1.3 Reverse logistics has become a P&L headwind

Return rates in e-commerce are not converging downward. In fashion, blended return percentages above 20 percent remain common and reverse freight usually exceeds contribution margin for low-ticket items. For electronics and appliances, refurbishment processes vary widely in efficiency, which creates leakage at scale.

1.4 Shrinkage is poorly controlled

Shrinkage in India is not purely theft driven. The bigger source of loss is operational slippage which includes:

  • mis-picks
  • supplier mis-counts
  • lack of real-time cycle counts
  • non-standard receiving processes

Even single-digit shrinkage can erode multiple basis points of EBITDA.


2. Why Efficiency Will Improve Over the Next Cycle

2.1 Digitalization of freight reduces inbound volatility

Real-time carrier booking and algorithmic lane matching create more predictable transit times, which allows retailers to reduce safety stock buffers. The availability of price ladders across logistics partners introduces competitive tension that directly lowers inbound cost to serve.

2.2 Micro-fulfilment centers compress last-mile economics

MFCs located closer to dense demand pockets improve delivery SLAs while simultaneously lowering last-mile cost. Grocery and Q-commerce have proved this model at scale. The same approach is now viable for household essentials, beauty, pet, and other high-velocity categories in both Tier 1 and Tier 2 markets.

2.3 Unified inventory pools drive availability and reduce duplication

The combination of POS data, UPI transaction visibility, and multi-channel OMS enables a single source of truth for inventory. Once store stock can serve online orders and DC inventory can serve stores on the same platform, stock turns rise, stockouts fall, and peak season planning becomes more precise.

2.4 Algorithmic demand sensing improves buying and replenishment

Demand signals no longer need to rely on quarterly planning cycles. High frequency UPI sales data combined with real-time marketplace and ONDC data allows:

  • SKU rationalization
  • localization of assortments by region and cluster
  • smarter pack sizes and lot sizes
  • timelier vendor ordering

The outcome is lower working capital and materially lower end-of-season risk.


3. Strategic Implications for Retailers

3.1 Network design is now a margin determinant

The old paradigm rewarded scale in store footprint. The new paradigm rewards supply chain architecture. Brands that optimize their network structure will outperform those that rely on brute force capacity addition.

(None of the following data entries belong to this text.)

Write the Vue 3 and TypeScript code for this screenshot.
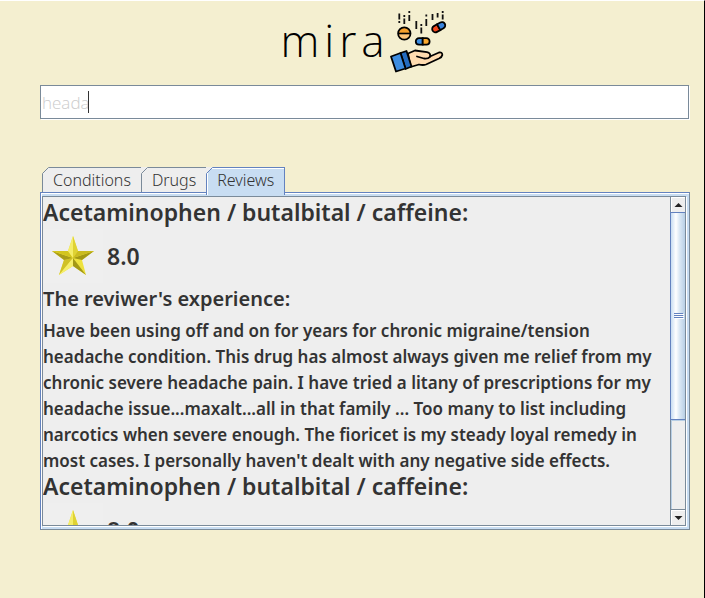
<script setup lang="ts">
import { ref } from 'vue'

interface Review {
  drug: string
  rating: string
  lines: string[]
}

const query = ref('heada')
const tabs = ['Conditions', 'Drugs', 'Reviews']
const active = ref('Reviews')

const reviewText = [
  'Have been using off and on for years for chronic migraine/tension',
  'headache condition. This drug has almost always given me relief from my',
  'chronic severe headache pain. I have tried a litany of prescriptions for my',
  'headache issue...maxalt...all in that family ... Too many to list including',
  'narcotics when severe enough. The fioricet is my steady loyal remedy in',
  "most cases. I personally haven't dealt with any negative side effects.",
]

const reviews: Review[] = [
  { drug: 'Acetaminophen / butalbital / caffeine:', rating: '8.0', lines: reviewText },
  { drug: 'Acetaminophen / butalbital / caffeine:', rating: '8.0', lines: [] },
]
</script>

<template>
  <main class="page">
    <header class="brand">
      <h1 class="name">mira</h1>
      <svg class="logo" viewBox="0 0 60 64" aria-hidden="true">
        <g stroke="#111" stroke-width="1.8" fill="none">
          <path d="M9.300 3.500v6M9.300 11v2M14.300 5v2M14.300 8.500v5.500M19.300 1v2M19.300 5v6M26.300 11v8M31.300 14v2M31.300 17.500v6M36.300 4.500v2M36.300 9v7M42.500 4v6M47.600 3v4.500M52.700 1v2M52.700 4.500v5" />
        </g>
        <circle cx="14.300" cy="23.500" r="6.200" fill="#ffc477" />
        <path d="M8.300 23.500a6 6 0 0 1 12 0z" fill="#f7a02c" />
        <path d="M8.300 23.500h12" stroke="#000" stroke-width="1.600" />
        <circle cx="14.300" cy="23.500" r="6.200" fill="none" stroke="#000" stroke-width="1.800" />
        <g stroke="#000" stroke-width="1.800">
          <path d="M32.700 28.200h-3.700a3.200 3.200 0 0 0 0 6.400h3.700z" fill="#3d8fe5" />
          <path d="M32.700 28.200h3.700a3.200 3.200 0 0 1 0 6.400h-3.700z" fill="#fba92e" />
          <g transform="rotate(-29 48.700 17.200)">
            <path d="M48.700 13.900h-3.700a3.300 3.300 0 0 0 0 6.600h3.700z" fill="#f2471d" />
            <path d="M48.700 13.900h3.700a3.300 3.300 0 0 1 0 6.600h-3.700z" fill="#3983dc" />
          </g>
        </g>
        <g stroke="#000" stroke-width="1.800" stroke-linejoin="round" stroke-linecap="round">
          <path d="M18 43.500L25 40.500L37 42.200Q41 43 40 46.500L49 42.500Q52.500 42 52.300 45Q52 47 49 48.500L36 54.500Q33 55.500 29 54.500L20.500 57Z" fill="#ffdcb0" />
          <path d="M40 46.800Q38 49 34 48.500L27 46.500" fill="none" />
          <path d="M10.500 43L16.500 41L21.500 56.500L15.500 59Z" fill="#246cc0" />
          <path d="M1 46.500L10.500 43L15.500 58.500L6 61.500Z" fill="#3d8de0" />
        </g>
      </svg>
    </header>

    <div class="search">
      <input v-model="query" class="field" type="text" aria-label="Search" />
      <span class="caret"></span>
    </div>

    <div class="tabs" role="tablist">
      <button
        v-for="tab in tabs"
        :key="tab"
        type="button"
        role="tab"
        class="tab"
        :class="{ selected: tab === active }"
        :aria-selected="tab === active"
        @click="active = tab"
      >
        <svg class="notch" viewBox="0 0 7 7" aria-hidden="true">
          <path class="outside" d="M0 0H7L0 7Z" />
          <path class="edge" d="M0.500 6.500L6.500 0.500" />
        </svg>
        {{ tab }}
      </button>
    </div>

    <section class="panel">
      <div class="pane">
        <div class="content">
          <article v-for="(review, i) in reviews" :key="i" class="review">
            <h2 class="drug">{{ review.drug }}</h2>
            <div class="rating">
              <span class="thumb-image">
                <svg class="star" viewBox="0 0 44 42" aria-hidden="true">
                  <path d="M22 1L27 16L43 16L31 25L35 40L22 31L8 40L13 25L1 16L17 16Z" fill="#eee23d" />
                  <path d="M22 1L22 23L27 16Z" fill="#dfd233" />
                  <path d="M43 16L22 23L31 25Z" fill="#a39815" />
                  <path d="M43 16L27 16L22 23Z" fill="#cabb20" />
                  <path d="M35 40L22 23L22 31Z" fill="#a39815" />
                  <path d="M8 40L22 23L13 25Z" fill="#d0c127" />
                  <path d="M8 40L22 23L22 31Z" fill="#f5ee6c" />
                  <path d="M1 16L22 23L13 25Z" fill="#a99d18" />
                  <path d="M1 16L17 16L22 23Z" fill="#d3c51e" />
                  <path d="M22 1L17 16L22 23Z" fill="#f4ed69" />
                </svg>
              </span>
              <span class="score">{{ review.rating }}</span>
            </div>
            <template v-if="review.lines.length">
              <h3 class="label">The reviwer's experience:</h3>
              <p class="text">
                <span v-for="line in review.lines" :key="line" class="line">{{ line }}</span>
              </p>
            </template>
          </article>
        </div>
        <div class="scrollbar">
          <button type="button" class="arrow" aria-label="Scroll up">
            <svg viewBox="0 0 8 4" aria-hidden="true"><path d="M0 4L4 0L8 4Z" /></svg>
          </button>
          <div class="track">
            <div class="handle"><i></i><i></i><i></i></div>
            <div class="rest"></div>
          </div>
          <button type="button" class="arrow down" aria-label="Scroll down">
            <svg viewBox="0 0 8 4" aria-hidden="true"><path d="M0 0L4 4L8 0Z" /></svg>
          </button>
        </div>
      </div>
    </section>
  </main>
</template>

<style>
body {
  background: #f4efd0;
}
</style>

<style scoped>
* {
  box-sizing: border-box;
}
.page {
  display: flex;
  flex-direction: column;
  height: 100vh;
  padding: 0 14px 68px 40px;
  border-top: 1px solid #fff;
  border-right: 1px solid #000;
  background: #f4efd0;
  color: #333;
  font-family: "Noto Sans", "Open Sans", sans-serif;
}
.brand {
  display: flex;
  justify-content: center;
  height: 84px;
  padding-top: 9px;
}
.name {
  margin: 0;
  color: #000;
  font-family: "Open Sans", sans-serif;
  font-size: 44px;
  font-weight: 300;
  line-height: 60px;
  letter-spacing: 5px;
}
.logo {
  width: 60px;
  height: 64px;
}
.search {
  display: flex;
  align-items: center;
  height: 34px;
  margin-right: 1px;
  border: 1px solid #7a8a99;
  background: #fff;
  box-shadow: 1px 1px 0 #fff;
}
.field {
  width: 47px;
  padding: 0 0 0 1px;
  border: 0;
  outline: 0;
  background: transparent;
  color: #ccc;
  font-family: "Open Sans", sans-serif;
  font-size: 17px;
  font-weight: 300;
}
.caret {
  width: 1px;
  height: 22px;
  background: #333;
}
.tabs {
  display: flex;
  height: 25px;
  margin-top: 48px;
  padding-left: 2px;
}
.tab {
  position: relative;
  height: 25px;
  padding: 0 10px;
  border: 1px solid #7a8a99;
  border-bottom: 0;
  background: #eee;
  color: #333;
  font-family: "Noto Sans", sans-serif;
  font-size: 16px;
  font-weight: 300;
  line-height: 24px;
}
.tab + .tab {
  margin-left: -1px;
}
.tab.selected {
  z-index: 1;
  height: 28px;
  padding-bottom: 3px;
  border-color: #6382bf;
  background: #c8ddf2;
  box-shadow: inset 1px 1px 0 #fff;
}
.notch {
  position: absolute;
  top: -1px;
  left: -1px;
  width: 7px;
  height: 7px;
}
.outside {
  fill: #f4efd0;
}
.tab + .tab .outside {
  fill: #eee;
}
.edge {
  fill: none;
  stroke: #7a8a99;
}
.selected .edge {
  stroke: #6382bf;
}
.panel {
  flex: 1;
  min-height: 0;
  padding: 3px 3px 3px 0;
  border: 1px solid #7a8a99;
  border-top-color: #6382bf;
  border-left-color: #6382bf;
  background: #c8ddf2;
  box-shadow: inset 1px 1px 0 #fff;
}
.pane {
  display: flex;
  height: 100%;
  margin-left: 1px;
  border: 1px solid #7a8a99;
  background: #eee;
  box-shadow: 1px 1px 0 #fff;
}
.content {
  flex: 1;
  min-width: 0;
  overflow: hidden;
  padding-top: 3px;
}
.drug {
  margin: 0;
  font-size: 23px;
  font-weight: 600;
  line-height: 25px;
  white-space: nowrap;
}
.rating {
  display: flex;
  align-items: center;
  height: 60px;
  padding-top: 2px;
}
.thumb-image {
  display: flex;
  align-items: center;
  justify-content: center;
  width: 60px;
  height: 54px;
  background: #efefef;
}
.star {
  width: 44px;
  height: 42px;
}
.score {
  margin-left: 4px;
  font-size: 23px;
  font-weight: 600;
}
.label {
  margin: 0 0 5px;
  font-size: 20px;
  font-weight: 600;
  line-height: 28px;
}
.text {
  margin: 0;
  font-size: 17px;
  font-weight: 600;
  line-height: 26px;
  white-space: nowrap;
}
.line {
  display: block;
}
.scrollbar {
  display: flex;
  flex-direction: column;
  width: 15px;
  border-left: 1px solid #7a8a99;
}
.arrow {
  display: flex;
  align-items: center;
  justify-content: center;
  height: 15px;
  padding: 0;
  border: 0;
  background: #eee;
  box-shadow: inset 1px 1px 0 #fff;
}
.arrow svg {
  width: 9px;
  height: 4px;
  fill: #222;
}
.down {
  height: 16px;
  border-top: 1px solid #7a8a99;
}
.track {
  display: flex;
  flex: 1;
  flex-direction: column;
}
.handle {
  display: flex;
  flex: 207;
  flex-direction: column;
  align-items: center;
  justify-content: center;
  gap: 1px;
  margin-left: -1px;
  border: 1px solid #6382bf;
  border-right: 0;
  background: linear-gradient(90deg, #c8ddf2, #fff 35%, #dce9f5 60%, #b8cfe5);
}
.handle i {
  width: 9px;
  height: 1px;
  background: #6382bf;
  box-shadow: 1px 1px 0 #fff;
}
.rest {
  flex: 90;
  box-shadow: inset 1px 1px 0 #b8cfe5;
}
</style>
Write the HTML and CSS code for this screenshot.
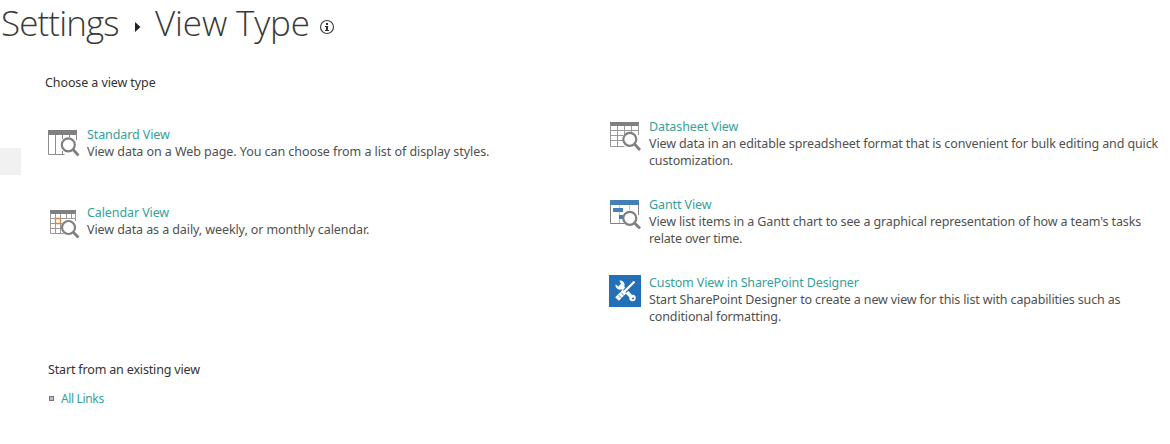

3.2 Operational discipline becomes the new differentiator

Digital channels reduce brand differentiation and increase price transparency. Supply chain efficiency becomes a competitive strategy. Retailers with high forecast accuracy, high fill rates, and low returns will gain margin advantage.

3.3 Unified fulfilment unlocks omnichannel profitability

Every channel that runs on isolated infrastructure creates a margin penalty. Once channels share inventory, systems, and analytics, omnichannel becomes profitable rather than a brand-building cost.

3.4 Returns must become a designed process

For high-return categories, the reverse logistics journey needs to resemble a forward supply chain with measurement, triage protocols, and cost ceilings. Most leakage is not due to the return itself, but due to the lack of structured decision trees.


4. Action Framework for Retail Leaders

1. Redesign the supply chain network

  • Consolidate DC footprint into fewer but stronger regional hubs
  • Add selective micro-fulfilment centers in top demand clusters
  • Enable stores as forward mini hubs where economically justified

2. Shift to demand-driven inventory planning

  • Merge store, e-commerce, marketplace, and ONDC inventory into a single view
  • Use UPI and POS signals to power weekly replenishment for high-velocity SKUs
  • Implement SKU rationalization cycles by cluster

3. Industrialize returns management

  • Categorize returns into restock, refurbish, or liquidate streams
  • Automate refund and disposition to minimize cycle times
  • Track returns by supplier, article, and store to flag systemic issues

4. Systematically eliminate shrinkage

  • Run weekly cycle counts on high-loss SKUs instead of quarterly counts
  • Outsource receiving audits selectively to reduce supplier leakage
  • Create store performance ladders to detect patterns early

5. The 18 to 36-month horizon

The highest-performing retailers in India will be those that treat the supply chain as a design problem rather than a cost center. The operating model of the next cycle will combine:

  • fewer but smarter distribution nodes
  • hybrid store and MFC fulfilment
  • algorithmic replenishment
  • real-time UPI signal integration
  • returns architecture that is engineered rather than tolerated

The margin differential between leaders and laggards will widen. Retailers that modernize early will capture the benefits of faster turns, lower working capital, and better delivered experience at a lower cost. Retailers that scale legacy systems will incur rising logistics spend and shrinking profitability despite revenue growth.